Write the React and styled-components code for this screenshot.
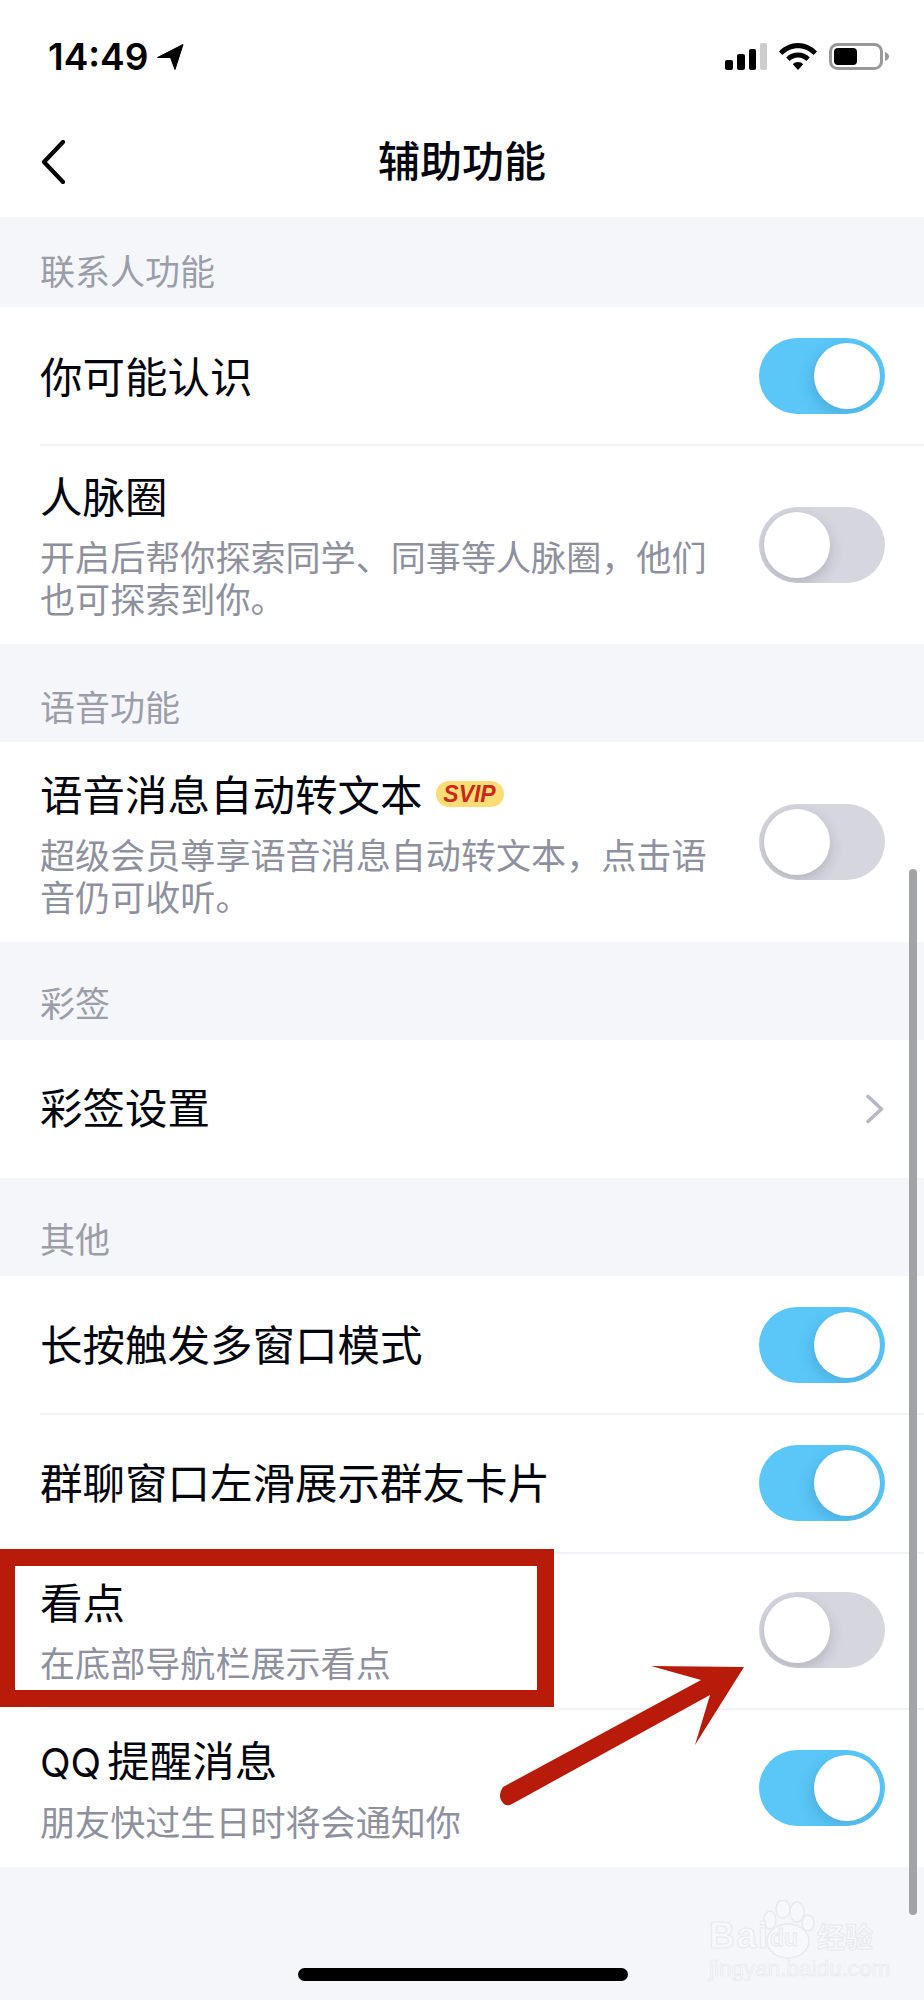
_ _ _ _ _ _ _
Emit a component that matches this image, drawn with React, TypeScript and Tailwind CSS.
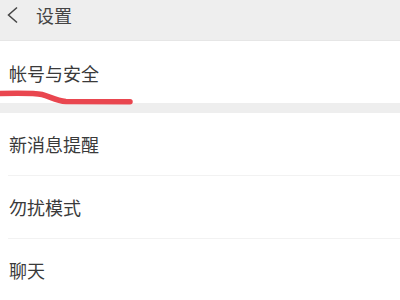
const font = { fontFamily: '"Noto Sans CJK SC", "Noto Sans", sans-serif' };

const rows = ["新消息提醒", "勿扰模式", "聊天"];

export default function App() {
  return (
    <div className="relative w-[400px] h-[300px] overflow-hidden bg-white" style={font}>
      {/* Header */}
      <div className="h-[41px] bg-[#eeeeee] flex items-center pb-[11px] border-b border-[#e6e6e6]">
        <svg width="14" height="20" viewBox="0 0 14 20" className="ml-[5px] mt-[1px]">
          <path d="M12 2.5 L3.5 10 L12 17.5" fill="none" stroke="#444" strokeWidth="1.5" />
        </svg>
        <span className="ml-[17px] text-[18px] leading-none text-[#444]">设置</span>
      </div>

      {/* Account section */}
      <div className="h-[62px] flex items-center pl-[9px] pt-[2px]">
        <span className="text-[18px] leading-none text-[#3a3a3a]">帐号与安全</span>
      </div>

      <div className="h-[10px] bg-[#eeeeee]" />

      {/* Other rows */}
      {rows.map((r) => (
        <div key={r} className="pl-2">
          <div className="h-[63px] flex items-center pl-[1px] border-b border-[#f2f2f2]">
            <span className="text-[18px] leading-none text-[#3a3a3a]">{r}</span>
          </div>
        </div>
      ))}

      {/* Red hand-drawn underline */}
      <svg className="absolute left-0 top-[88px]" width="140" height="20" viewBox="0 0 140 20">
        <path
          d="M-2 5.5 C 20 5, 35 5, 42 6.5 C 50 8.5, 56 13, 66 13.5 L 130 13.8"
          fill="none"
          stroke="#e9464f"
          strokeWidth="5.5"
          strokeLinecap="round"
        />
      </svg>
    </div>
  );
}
_ _ _ _ _ _ _
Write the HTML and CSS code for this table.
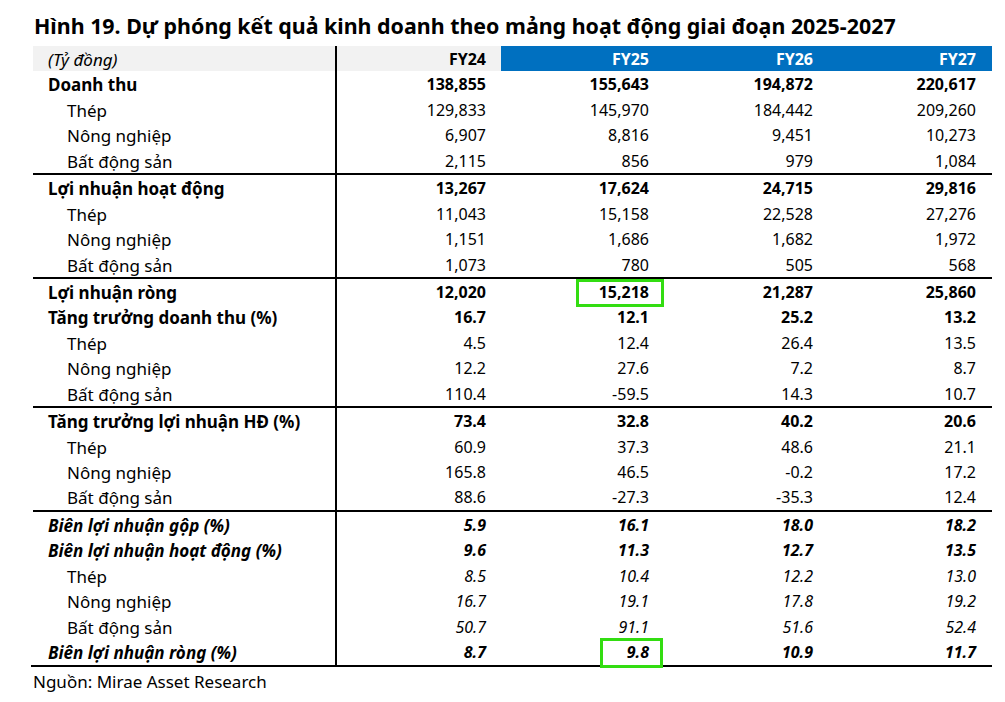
_ _ _ _ _ _ _
Exercise requirements: Reply with nothing except the number of lines in the listing above that include "drawn".

Final answer: 2